Chemists in Paul J. Chirik’s group at Princeton University and at Merck & Co. report an iron catalyst that swaps hydrogens on aromatic compounds for tritiums in the presence of tritium gas (Nature 2016, DOI: 10.1038/nature16464). By tracking the resulting radioactive tritiated compounds in cells and in animals, scientists can zero in on a drug candidate’s biological target as well as how it gets metabolized.
Chirik tells C&EN that a student in his group was actually working with the catalyst on an entirely different transformation when, during a visit from Merck scientists, a process chemist asked whether the student had tried a deuterium-labeling experiment with deuterium gas. The student responded that such isotope-labeling experiments were problematic because the catalyst tended to put the isotope on the toluene solvent. The Merck chemist realized that the iron catalyst could do C–H exchange with aromatics and might therefore be a boon for tritium labeling.
Previous examples of catalysts that do this type of C–H exchange use iridium and usually rely on directing groups to guide where the tritium goes. This new catalyst swaps tritium for the least hindered aromatic hydrogens in a molecule, giving radiochemists the ability to label alternative spots.
“The new iron catalyst gives the radiochemist another valuable single-step method to add to the toolbox and increases the number of pharmaceutical structures that can be tritium-labeled in a single rapid step,” notes David Hesk, a Merck radiochemist who worked on the project.
“Chirik’s group has identified an iron catalyst system that operates in a thoroughly complementary manner to the iridium catalysts that dominate the field,” comments William J. Kerr, an expert in isotopic-labeling methods at the University of Strathclyde. Kerr adds that the catalyst’s substrate and solvent compatibility make it particularly attractive. If researchers can improve the iron catalyst’s stability and handling, he says, it’s likely to be widely adopted. To that end, Chirik tells C&EN that his group is working with GreenCentre Canada to make the iron complex commercially available.
Chemists in Phil S. Baran’s group at Scripps Research Institute California and at Pfizer also report novel chemistry that will help medicinal chemists. Specifically, it will help scientists looking to quickly synthesize an array of molecules that contain small, strained rings. They have developed a general strategy for opening “spring loaded” C–C and C–N bonds in strained-ring systems with amines (Science 2016, DOI: 10.1126/science.aad6252).
The method, known as strain-release amination, relies on breaking a strained C–C or C–N bond with a turbo-amide, thereby tacking propellerlike bicyclo[1.1.1]pentanes as well as cyclobutanes and azetidines onto amines. Such molecules can have beneficial properties, such as improved metabolic stability. The reaction tolerates a broad range of functional groups, so it can be done even in the late stages of a synthetic route.

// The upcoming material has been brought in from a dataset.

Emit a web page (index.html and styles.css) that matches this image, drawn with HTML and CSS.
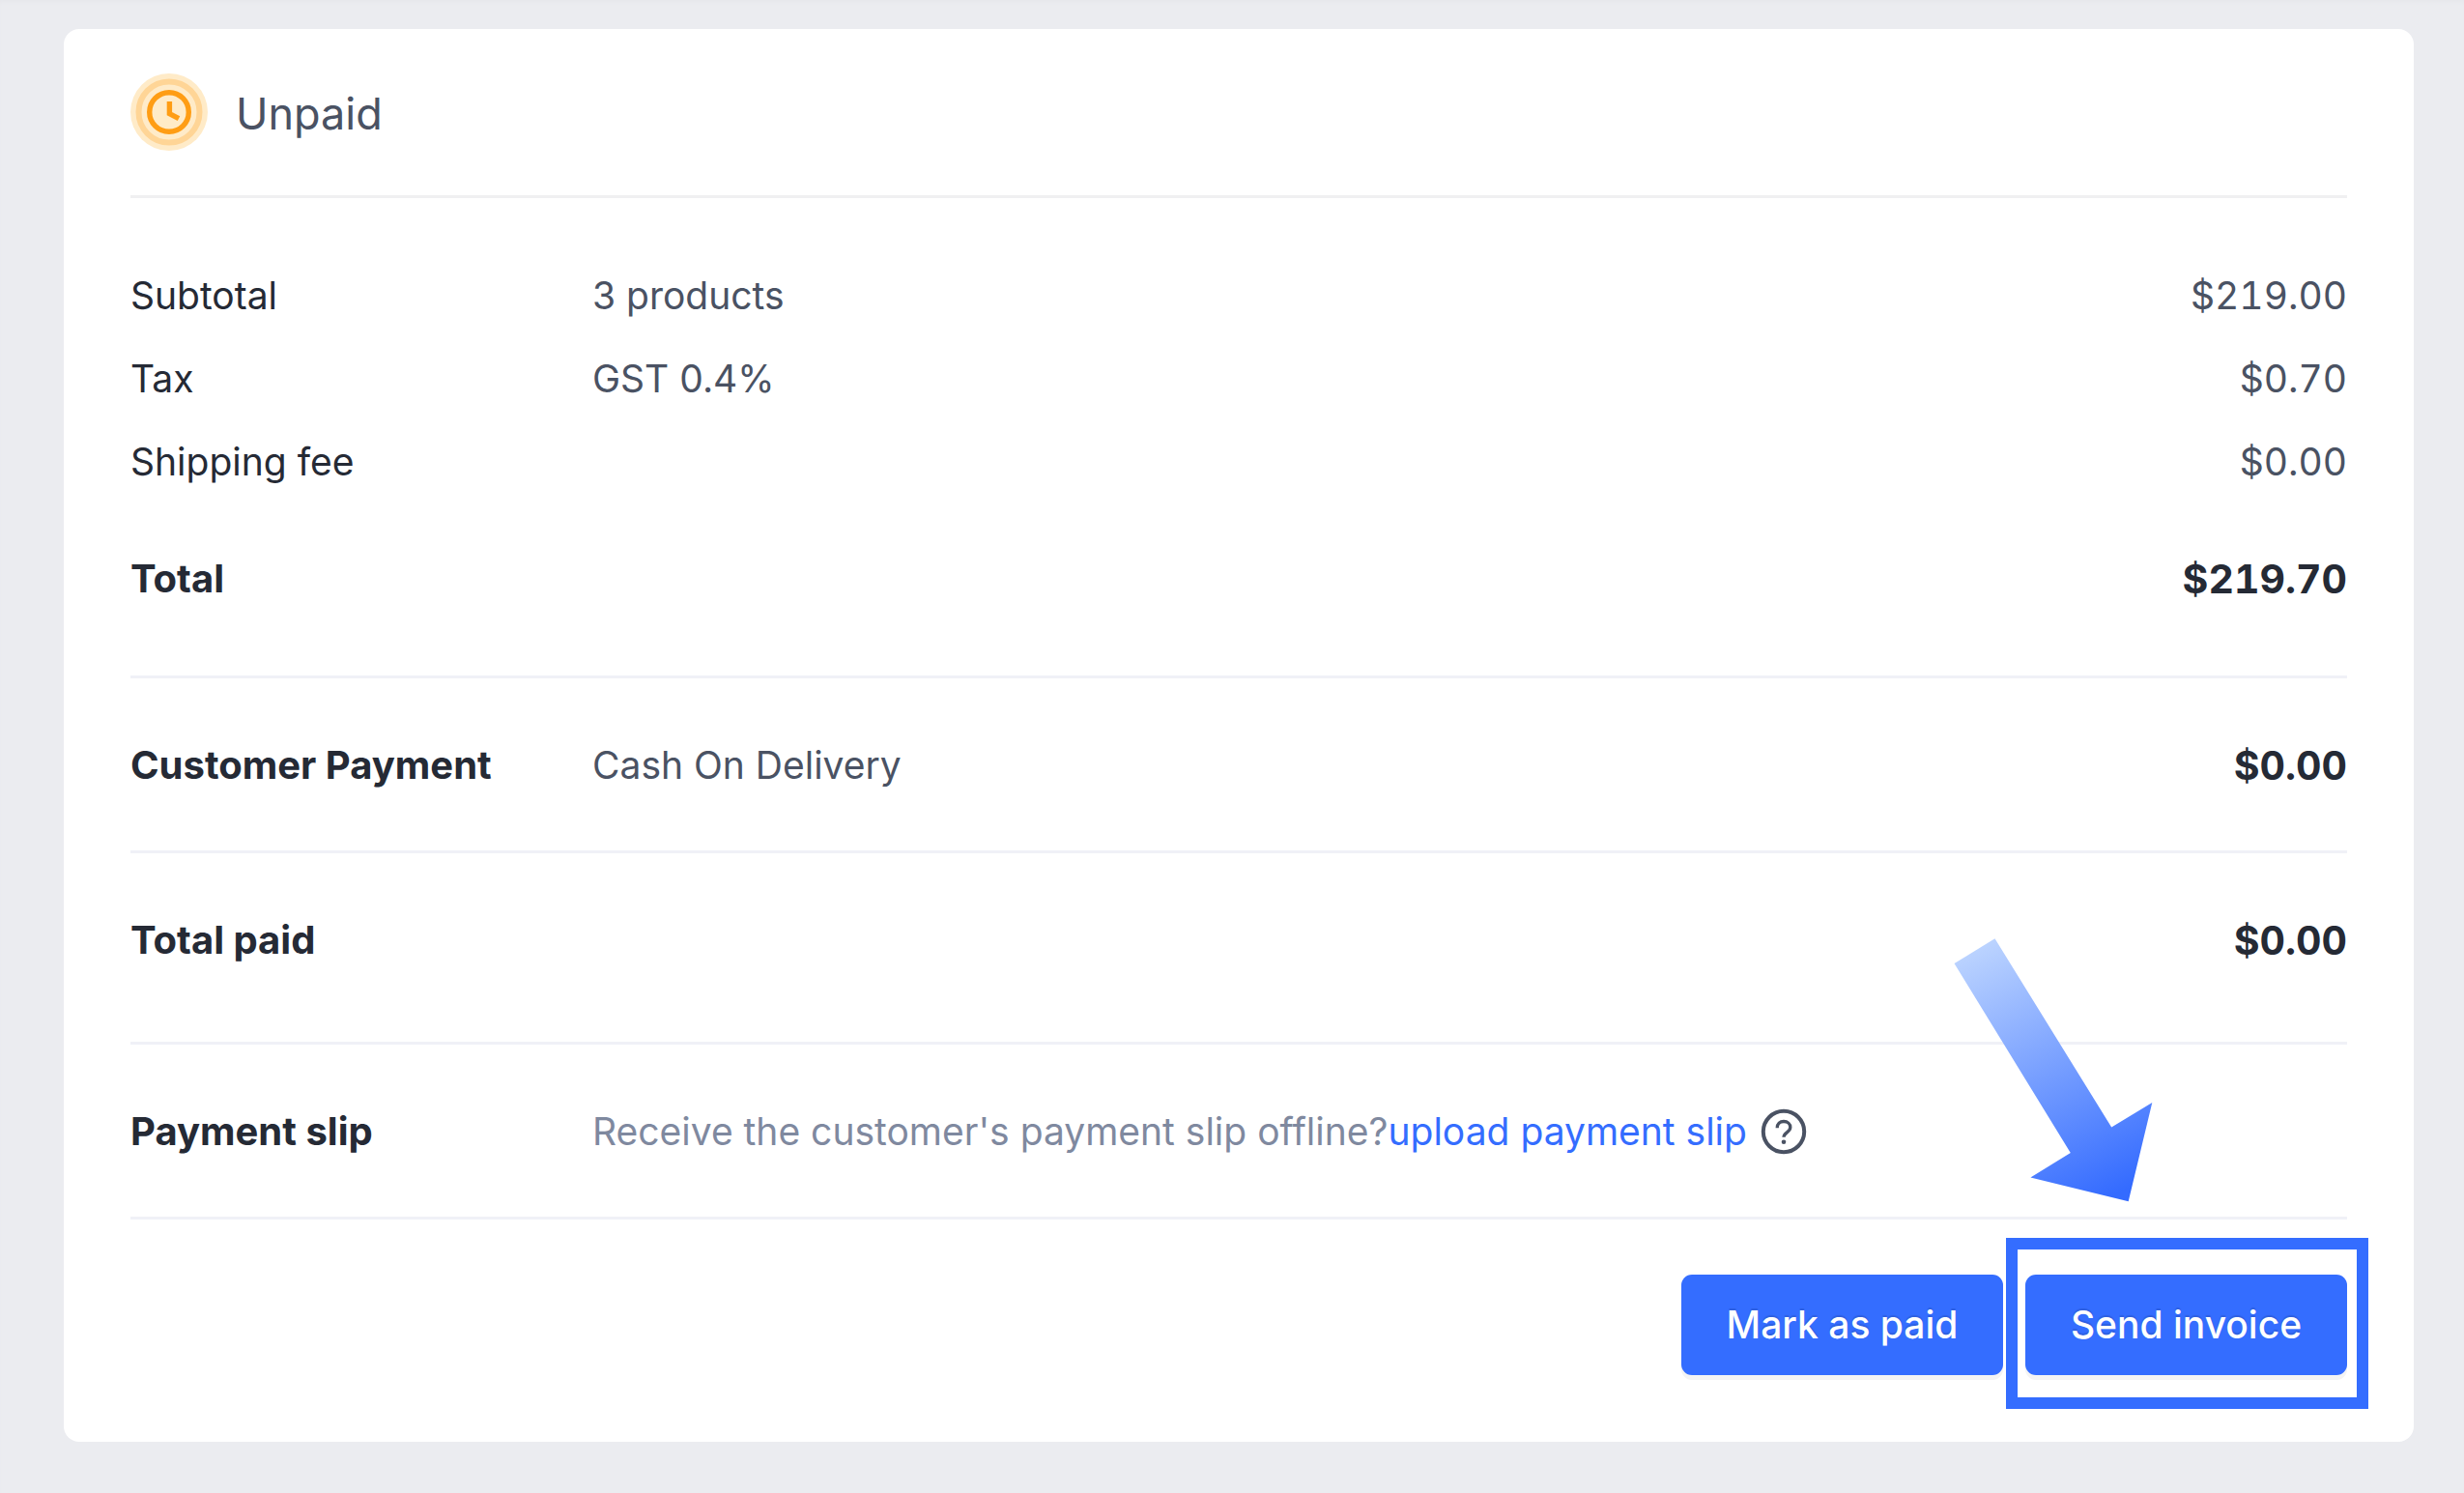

John P. Maxwell, director of medicinal chemistry at Vertex Pharmaceuticals, notes that the strategy is attractive to both medicinal and process chemists. “Late-stage functionalization is a desirable approach in certain instances, and this work gives some new ways to think about and achieve it,” he says.
Baran tells C&EN that Pfizer initially approached him to see whether his group could help the firm with the synthesis of bicyclo[1.1.1]pentan-1-amine, a critical component of a clinical candidate the pharma chemists were having trouble securing in the quantities they needed. Without the new strain-release amination chemistry, it’s likely the clinical candidate would have been abandoned, Baran notes.
“If you can do fundamental science, that’s great. If you can do applied science, that’s great,” Baran says. “But if you can do both, where you can see the pathway from flask to a patient in the hospital, that’s the most exciting research you can do.”